§ WORK TO DO
Identify each line holding the string "this" and copy it.

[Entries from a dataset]

____________________

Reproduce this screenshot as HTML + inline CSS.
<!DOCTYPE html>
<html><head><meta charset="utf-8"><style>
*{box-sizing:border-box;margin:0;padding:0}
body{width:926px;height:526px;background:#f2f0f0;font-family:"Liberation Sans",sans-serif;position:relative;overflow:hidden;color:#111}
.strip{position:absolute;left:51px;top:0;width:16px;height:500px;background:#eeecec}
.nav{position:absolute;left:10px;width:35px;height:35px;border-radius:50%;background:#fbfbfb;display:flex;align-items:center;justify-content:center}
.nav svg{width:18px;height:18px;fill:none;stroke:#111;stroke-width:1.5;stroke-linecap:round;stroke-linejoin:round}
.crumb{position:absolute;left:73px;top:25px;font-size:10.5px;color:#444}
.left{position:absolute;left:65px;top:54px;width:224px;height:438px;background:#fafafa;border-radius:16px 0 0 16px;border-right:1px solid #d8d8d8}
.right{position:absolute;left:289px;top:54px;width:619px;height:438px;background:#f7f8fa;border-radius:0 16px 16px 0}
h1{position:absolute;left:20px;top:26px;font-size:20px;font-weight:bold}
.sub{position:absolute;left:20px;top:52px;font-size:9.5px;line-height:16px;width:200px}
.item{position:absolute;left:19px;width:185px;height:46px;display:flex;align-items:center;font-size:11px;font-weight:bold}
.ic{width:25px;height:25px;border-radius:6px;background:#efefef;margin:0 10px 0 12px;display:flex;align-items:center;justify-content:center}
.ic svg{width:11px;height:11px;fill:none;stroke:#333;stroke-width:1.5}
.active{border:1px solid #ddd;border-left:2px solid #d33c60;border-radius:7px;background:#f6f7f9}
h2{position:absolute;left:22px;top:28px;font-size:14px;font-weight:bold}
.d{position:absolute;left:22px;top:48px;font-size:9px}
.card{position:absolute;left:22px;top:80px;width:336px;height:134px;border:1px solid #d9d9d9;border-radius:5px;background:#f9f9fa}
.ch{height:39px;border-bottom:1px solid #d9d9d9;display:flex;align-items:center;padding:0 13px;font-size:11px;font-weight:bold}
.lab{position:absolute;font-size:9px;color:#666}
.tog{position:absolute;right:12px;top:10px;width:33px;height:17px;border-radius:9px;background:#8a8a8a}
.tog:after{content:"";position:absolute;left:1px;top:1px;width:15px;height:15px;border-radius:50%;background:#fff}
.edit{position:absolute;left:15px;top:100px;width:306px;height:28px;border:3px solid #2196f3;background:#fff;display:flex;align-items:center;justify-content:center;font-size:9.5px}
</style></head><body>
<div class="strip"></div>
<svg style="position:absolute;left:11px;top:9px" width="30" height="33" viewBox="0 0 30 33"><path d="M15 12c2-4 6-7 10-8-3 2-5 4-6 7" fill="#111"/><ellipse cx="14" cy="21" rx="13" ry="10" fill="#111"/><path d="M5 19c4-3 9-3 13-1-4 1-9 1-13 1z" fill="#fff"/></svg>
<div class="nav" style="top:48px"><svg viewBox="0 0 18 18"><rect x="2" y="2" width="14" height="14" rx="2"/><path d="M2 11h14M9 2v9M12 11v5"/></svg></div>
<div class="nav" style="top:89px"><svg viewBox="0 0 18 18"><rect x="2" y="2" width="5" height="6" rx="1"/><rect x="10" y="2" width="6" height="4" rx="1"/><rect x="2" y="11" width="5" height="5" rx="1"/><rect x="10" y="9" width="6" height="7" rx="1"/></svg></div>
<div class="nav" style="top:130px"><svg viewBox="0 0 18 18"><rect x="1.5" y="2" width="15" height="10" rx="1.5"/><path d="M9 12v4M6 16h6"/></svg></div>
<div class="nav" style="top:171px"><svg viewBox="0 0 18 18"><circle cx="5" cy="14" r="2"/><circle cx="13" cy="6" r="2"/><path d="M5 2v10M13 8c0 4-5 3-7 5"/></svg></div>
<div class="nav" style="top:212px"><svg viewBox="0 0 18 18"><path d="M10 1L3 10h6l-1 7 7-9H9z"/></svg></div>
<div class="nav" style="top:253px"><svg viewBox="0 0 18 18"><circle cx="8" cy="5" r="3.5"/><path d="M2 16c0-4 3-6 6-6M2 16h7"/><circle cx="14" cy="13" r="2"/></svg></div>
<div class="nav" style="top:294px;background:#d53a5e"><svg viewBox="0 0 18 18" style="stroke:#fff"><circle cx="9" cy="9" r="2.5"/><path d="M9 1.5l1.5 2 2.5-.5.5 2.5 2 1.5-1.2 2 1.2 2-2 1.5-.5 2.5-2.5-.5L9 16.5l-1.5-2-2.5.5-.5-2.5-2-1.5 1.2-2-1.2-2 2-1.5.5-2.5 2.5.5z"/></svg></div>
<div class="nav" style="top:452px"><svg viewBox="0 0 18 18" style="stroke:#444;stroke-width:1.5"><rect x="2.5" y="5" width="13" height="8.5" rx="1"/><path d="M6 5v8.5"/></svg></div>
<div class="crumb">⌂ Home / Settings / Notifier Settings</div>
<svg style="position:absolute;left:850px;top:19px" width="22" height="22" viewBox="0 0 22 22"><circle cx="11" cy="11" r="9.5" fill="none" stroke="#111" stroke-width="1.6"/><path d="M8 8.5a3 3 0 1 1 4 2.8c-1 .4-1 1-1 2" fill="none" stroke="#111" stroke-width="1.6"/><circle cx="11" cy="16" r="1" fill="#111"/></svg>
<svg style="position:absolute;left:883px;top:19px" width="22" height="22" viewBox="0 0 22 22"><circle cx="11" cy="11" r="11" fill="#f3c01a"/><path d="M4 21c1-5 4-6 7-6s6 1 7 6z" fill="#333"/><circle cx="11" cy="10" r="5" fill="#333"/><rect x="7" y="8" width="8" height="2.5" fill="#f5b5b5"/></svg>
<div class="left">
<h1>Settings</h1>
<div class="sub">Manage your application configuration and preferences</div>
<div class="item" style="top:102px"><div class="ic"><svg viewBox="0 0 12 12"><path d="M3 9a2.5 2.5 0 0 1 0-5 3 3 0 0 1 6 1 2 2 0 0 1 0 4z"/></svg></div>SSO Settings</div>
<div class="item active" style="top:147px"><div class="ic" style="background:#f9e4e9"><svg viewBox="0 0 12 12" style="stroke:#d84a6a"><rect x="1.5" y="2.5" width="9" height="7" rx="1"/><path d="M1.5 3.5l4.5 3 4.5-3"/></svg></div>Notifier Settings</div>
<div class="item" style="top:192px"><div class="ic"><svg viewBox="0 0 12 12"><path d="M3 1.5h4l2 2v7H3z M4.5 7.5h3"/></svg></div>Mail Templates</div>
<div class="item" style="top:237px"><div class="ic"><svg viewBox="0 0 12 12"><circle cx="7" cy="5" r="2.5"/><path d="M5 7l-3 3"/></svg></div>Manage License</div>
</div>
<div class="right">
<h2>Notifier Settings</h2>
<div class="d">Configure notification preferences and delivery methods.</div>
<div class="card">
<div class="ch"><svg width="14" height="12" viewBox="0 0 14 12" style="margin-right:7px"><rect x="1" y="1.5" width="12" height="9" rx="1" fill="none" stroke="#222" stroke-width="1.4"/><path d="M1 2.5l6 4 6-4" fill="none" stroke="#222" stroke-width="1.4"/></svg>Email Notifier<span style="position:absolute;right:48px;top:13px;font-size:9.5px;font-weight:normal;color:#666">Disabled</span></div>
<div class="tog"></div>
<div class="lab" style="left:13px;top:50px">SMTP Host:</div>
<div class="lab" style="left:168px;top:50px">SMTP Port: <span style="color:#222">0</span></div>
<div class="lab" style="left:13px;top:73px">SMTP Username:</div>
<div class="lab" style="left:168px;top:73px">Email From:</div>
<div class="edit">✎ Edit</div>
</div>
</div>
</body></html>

____________________

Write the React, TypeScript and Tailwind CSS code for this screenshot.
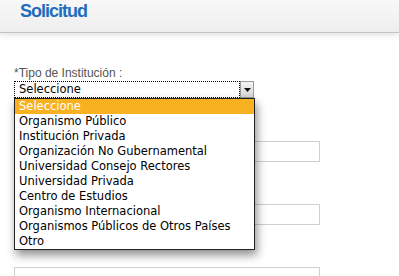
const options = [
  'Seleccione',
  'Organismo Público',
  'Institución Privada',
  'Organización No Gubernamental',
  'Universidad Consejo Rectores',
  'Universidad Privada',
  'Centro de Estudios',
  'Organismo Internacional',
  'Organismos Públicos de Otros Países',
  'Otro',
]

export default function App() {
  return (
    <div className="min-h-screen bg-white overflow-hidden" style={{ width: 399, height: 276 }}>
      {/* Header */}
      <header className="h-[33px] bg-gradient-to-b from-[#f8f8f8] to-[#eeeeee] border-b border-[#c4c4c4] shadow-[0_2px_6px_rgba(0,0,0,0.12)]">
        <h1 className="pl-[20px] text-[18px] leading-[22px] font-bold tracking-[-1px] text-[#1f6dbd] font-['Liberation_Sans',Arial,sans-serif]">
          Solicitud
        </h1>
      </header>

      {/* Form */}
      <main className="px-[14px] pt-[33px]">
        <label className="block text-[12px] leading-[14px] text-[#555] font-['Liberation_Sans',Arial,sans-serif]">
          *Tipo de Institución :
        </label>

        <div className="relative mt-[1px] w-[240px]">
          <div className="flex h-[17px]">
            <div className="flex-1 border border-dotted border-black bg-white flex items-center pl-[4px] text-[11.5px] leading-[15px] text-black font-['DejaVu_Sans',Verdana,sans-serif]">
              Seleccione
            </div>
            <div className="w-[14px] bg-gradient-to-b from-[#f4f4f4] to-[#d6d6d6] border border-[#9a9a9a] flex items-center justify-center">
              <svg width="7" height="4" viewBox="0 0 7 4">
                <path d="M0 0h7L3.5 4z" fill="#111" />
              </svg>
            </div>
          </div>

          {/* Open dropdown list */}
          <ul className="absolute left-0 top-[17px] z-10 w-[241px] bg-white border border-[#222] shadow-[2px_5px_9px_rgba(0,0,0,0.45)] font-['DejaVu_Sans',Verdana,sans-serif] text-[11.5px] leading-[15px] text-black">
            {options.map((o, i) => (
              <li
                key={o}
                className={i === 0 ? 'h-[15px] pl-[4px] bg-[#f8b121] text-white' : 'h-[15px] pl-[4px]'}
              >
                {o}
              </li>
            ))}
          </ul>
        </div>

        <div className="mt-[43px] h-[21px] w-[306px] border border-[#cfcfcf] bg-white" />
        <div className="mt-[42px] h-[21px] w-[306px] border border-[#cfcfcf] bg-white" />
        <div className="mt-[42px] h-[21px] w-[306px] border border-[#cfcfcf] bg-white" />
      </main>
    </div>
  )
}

____________________

§ ANSWER TO THE TASK
Reproduce this screenshot as HTML + inline CSS.
Write the React, TypeScript and Tailwind CSS code for this screenshot.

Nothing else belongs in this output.